1

I have tried to get this question answered in the past, but I was never given a satisfactory response.

I am building a custom module. I do not want the module to inherit the current theme being used by Drupal core; it should have its own themes/templates. This is the code I have written.

myApp.module

// $Id$
require_once ('myApp.theme.inc');
function myApp_menu() 
{
 $result = array();
 $result['myApp'] = array(
    'title' => "My App",
    'page callback' => "myApp_home",
    'access callback' => true,
    'type' => MENU_NORMAL_ITEM,
    'weight' => 1,
  );

 return $result;
}

function myApp_home(){   
    $output = theme('myApp_home', array('data'=> '')); 
    return $output;
}

myApp.theme.inc

function myApp_theme() {
    $path_to_theme = drupal_get_path('module', 'myApp')."/theme/";      

    $themes = array(); 
    $themes['myApp_home'] = array(
    'template' => 'myApp_home',
    'path' => $path_to_theme , 
    );
    return $themes;
}

myApp_home.tpl.inc

<html>
<head></head>
<body>Hello World</body>
</html>

The problem is that the module still resides within the Drupal core.

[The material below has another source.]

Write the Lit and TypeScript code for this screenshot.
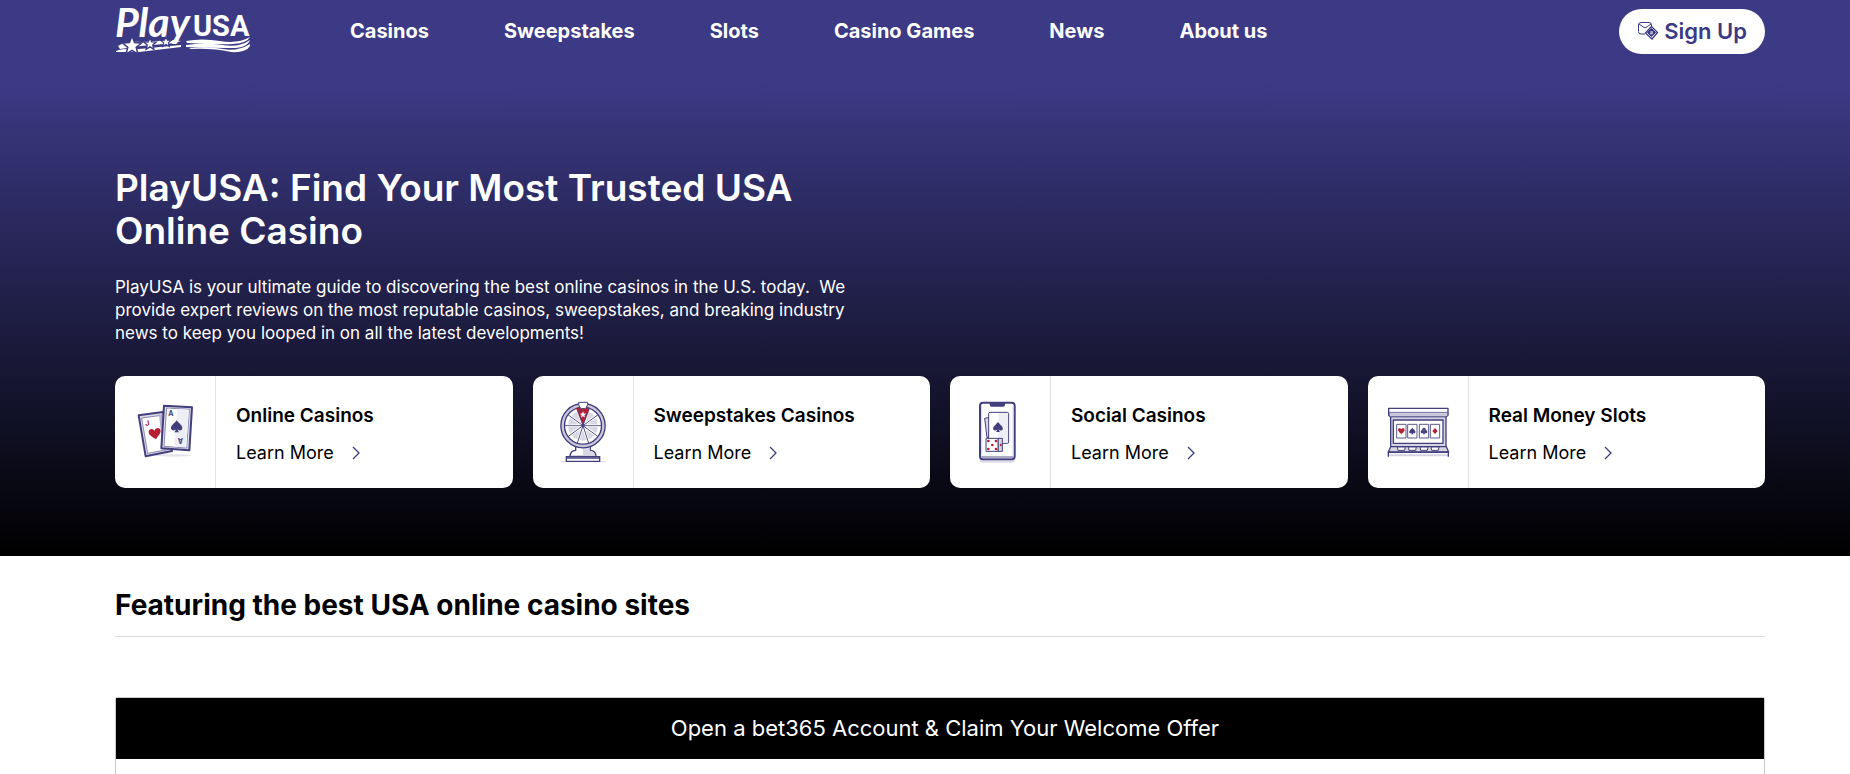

I want to have it be a full page web application.

I am new to this, so if anyone could provide an explanation of the best practice, and example code, I would really appreciate it.

4
  • The simplest method is to simply print the HTML from the callback function rather than return it. That will stop the theme wrappers being invoked and just render your template
    – Clive
    Sep 1, 2017 at 16:21
  • Yes, but then how do you pass in data and use templates?
    – jason
    Sep 1, 2017 at 16:21
  • Exactly the same way you would if you were going through the normal page template. All you're doing differently is making the entire response the HTML that would normally be inside the main content region, instead of the same HTML wrapped in page.tpl.php
    – Clive
    Sep 1, 2017 at 16:34
  • Would you mind providing an example of this method?
    – jason
    Sep 1, 2017 at 17:53

1 Answer 1

0

As Clive said, you can simply return HTML instead of the render array, e.g.

function myApp_theme() {
    $html = "<html><head></head><body>Hello World</body></html>;      
    return $html;
}

A more general way is to modify the page.tpl.php in your theme and add a wrapper around the normal styling. E.g.

<?php if ( $plain_page ) { ?>
  <?php print render($page['content']); ?>
<?php } else { ?>
Normal stuff
<?php } ?>

Then in your module, use the template_preprocess_page hook to set the $plain page variable. E.g.

my_module_preprocess_page( &$vars ) {
  [ check if it's a page you want as plain ]
    $vars['plain'] = TRUE;

You will only need the content for the tags as the html.tpl.php template handles that.